Requirement — Transcribe word for word only the span whose first line is the one with "Clone this screenshot" and whose last line is the one with "leading-none text-[#262626] font-light"; both of those lines belong to it.

==== Excerpted data

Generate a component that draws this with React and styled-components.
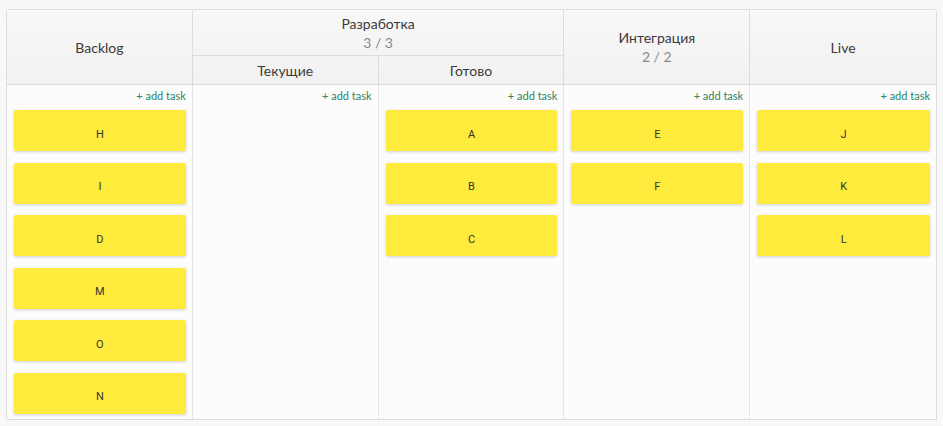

========
==== Excerpted data

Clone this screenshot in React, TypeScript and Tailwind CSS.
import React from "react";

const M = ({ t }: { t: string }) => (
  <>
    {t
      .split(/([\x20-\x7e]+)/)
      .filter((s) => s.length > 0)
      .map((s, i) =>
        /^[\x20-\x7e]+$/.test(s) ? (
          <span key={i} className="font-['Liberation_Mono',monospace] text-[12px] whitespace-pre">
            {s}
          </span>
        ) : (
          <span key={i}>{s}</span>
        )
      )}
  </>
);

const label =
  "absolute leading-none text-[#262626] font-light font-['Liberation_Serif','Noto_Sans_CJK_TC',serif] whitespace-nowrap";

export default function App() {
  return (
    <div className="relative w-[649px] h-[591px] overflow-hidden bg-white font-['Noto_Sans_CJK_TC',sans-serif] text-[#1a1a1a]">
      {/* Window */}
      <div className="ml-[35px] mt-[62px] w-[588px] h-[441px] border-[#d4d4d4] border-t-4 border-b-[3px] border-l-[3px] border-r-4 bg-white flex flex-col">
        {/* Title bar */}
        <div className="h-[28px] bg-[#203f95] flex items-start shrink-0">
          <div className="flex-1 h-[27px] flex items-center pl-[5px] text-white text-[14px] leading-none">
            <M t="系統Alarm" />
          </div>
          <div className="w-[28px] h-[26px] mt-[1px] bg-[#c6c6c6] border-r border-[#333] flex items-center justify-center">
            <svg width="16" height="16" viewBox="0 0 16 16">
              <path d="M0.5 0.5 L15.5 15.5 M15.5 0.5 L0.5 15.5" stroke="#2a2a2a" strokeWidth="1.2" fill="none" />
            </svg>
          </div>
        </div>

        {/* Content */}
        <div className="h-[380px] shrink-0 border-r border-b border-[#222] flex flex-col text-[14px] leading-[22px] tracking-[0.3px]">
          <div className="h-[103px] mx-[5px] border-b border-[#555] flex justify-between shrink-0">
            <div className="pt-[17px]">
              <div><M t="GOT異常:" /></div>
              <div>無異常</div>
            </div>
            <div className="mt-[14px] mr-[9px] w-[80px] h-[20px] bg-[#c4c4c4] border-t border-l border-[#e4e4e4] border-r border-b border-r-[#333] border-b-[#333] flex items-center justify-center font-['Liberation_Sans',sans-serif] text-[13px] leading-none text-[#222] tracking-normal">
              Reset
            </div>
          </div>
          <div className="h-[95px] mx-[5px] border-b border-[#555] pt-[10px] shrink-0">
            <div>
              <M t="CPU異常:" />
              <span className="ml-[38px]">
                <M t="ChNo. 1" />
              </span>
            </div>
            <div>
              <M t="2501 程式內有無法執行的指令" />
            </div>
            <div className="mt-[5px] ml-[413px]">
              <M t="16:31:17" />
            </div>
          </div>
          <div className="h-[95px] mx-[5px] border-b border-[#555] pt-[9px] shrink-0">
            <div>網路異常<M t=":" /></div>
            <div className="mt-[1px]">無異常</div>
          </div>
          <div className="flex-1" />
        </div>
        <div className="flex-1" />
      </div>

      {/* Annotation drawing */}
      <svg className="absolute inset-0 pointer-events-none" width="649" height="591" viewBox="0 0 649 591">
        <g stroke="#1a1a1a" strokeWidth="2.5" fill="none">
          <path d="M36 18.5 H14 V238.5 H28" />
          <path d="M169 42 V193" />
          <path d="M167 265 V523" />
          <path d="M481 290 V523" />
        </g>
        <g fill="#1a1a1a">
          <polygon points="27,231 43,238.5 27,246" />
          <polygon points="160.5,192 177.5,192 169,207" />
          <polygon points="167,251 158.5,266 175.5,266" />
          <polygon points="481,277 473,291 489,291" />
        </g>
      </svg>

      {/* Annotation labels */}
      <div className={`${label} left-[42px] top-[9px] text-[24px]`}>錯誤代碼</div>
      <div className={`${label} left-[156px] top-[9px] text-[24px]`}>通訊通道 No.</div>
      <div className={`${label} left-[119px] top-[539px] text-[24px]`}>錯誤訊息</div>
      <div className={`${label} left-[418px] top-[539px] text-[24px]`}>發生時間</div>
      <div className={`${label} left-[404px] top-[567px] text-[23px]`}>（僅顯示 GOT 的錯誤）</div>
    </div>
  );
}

========

Response —
Clone this screenshot in React, TypeScript and Tailwind CSS.
import React from "react";

const M = ({ t }: { t: string }) => (
  <>
    {t
      .split(/([\x20-\x7e]+)/)
      .filter((s) => s.length > 0)
      .map((s, i) =>
        /^[\x20-\x7e]+$/.test(s) ? (
          <span key={i} className="font-['Liberation_Mono',monospace] text-[12px] whitespace-pre">
            {s}
          </span>
        ) : (
          <span key={i}>{s}</span>
        )
      )}
  </>
);

const label =
  "absolute leading-none text-[#262626] font-light font-['Liberation_Serif','Noto_Sans_CJK_TC',serif] whitespace-nowrap";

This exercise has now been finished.